## Task to complete
Seek out every line containing the word "component", and copy each.

[Entries with page source code]
__________________________________________________
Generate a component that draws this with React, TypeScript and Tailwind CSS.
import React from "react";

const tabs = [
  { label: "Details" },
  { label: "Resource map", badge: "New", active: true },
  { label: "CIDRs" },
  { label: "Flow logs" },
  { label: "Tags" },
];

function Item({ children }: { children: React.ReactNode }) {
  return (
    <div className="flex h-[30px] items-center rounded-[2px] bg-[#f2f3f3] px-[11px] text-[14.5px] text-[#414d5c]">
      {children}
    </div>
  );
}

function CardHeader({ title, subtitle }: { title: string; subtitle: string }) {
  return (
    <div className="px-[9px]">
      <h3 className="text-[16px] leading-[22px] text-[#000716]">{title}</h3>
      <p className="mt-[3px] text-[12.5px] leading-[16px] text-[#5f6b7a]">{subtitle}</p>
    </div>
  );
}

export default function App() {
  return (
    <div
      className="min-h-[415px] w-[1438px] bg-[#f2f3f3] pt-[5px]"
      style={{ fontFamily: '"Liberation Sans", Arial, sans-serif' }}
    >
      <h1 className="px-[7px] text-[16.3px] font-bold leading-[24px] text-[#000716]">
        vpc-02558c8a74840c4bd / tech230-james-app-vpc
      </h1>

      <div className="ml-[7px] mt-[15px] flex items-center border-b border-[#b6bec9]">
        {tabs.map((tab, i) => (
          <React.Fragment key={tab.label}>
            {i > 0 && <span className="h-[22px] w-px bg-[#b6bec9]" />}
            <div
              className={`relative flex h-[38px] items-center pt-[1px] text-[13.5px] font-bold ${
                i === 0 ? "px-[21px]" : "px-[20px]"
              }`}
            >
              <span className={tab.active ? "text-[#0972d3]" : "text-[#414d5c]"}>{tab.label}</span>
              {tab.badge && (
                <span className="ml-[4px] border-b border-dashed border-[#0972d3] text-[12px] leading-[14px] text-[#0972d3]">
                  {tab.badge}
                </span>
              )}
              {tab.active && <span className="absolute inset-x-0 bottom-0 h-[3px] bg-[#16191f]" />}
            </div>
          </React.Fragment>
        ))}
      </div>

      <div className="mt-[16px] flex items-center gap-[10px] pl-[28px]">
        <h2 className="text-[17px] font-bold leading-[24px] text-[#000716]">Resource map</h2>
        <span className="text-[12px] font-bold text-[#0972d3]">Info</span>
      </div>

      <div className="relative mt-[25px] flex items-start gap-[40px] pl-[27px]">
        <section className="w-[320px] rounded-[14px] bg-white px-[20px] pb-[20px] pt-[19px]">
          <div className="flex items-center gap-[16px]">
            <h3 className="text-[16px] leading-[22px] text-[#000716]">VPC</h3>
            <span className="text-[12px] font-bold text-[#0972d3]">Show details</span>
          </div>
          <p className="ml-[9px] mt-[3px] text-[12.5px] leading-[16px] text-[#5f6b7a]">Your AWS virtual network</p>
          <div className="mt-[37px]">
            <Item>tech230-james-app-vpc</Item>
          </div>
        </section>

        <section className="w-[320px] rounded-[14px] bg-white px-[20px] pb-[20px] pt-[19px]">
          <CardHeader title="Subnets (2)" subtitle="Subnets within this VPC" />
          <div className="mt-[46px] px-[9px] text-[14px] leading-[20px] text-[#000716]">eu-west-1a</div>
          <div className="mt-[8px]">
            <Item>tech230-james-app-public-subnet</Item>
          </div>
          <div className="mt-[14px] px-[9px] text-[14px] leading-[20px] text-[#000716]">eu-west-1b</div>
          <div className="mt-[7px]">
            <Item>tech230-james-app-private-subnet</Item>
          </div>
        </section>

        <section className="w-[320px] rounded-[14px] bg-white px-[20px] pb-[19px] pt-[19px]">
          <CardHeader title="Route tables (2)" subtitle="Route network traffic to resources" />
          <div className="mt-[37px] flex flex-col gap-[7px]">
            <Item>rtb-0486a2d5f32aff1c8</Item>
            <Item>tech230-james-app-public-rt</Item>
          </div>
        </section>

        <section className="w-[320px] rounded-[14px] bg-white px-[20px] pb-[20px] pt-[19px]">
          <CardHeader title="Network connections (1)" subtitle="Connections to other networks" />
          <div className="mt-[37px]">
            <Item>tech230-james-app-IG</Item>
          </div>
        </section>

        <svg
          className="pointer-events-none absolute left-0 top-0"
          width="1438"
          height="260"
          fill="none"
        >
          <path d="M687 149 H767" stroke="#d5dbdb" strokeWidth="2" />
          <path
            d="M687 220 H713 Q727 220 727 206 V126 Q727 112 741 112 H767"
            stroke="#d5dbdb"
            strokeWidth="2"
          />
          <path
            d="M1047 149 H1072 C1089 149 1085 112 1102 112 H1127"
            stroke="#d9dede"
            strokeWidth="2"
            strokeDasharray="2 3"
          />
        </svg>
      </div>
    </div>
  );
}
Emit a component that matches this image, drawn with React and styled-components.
__________________________________________________
## Result of the exercise
Generate a component that draws this with React, TypeScript and Tailwind CSS.
Emit a component that matches this image, drawn with React and styled-components.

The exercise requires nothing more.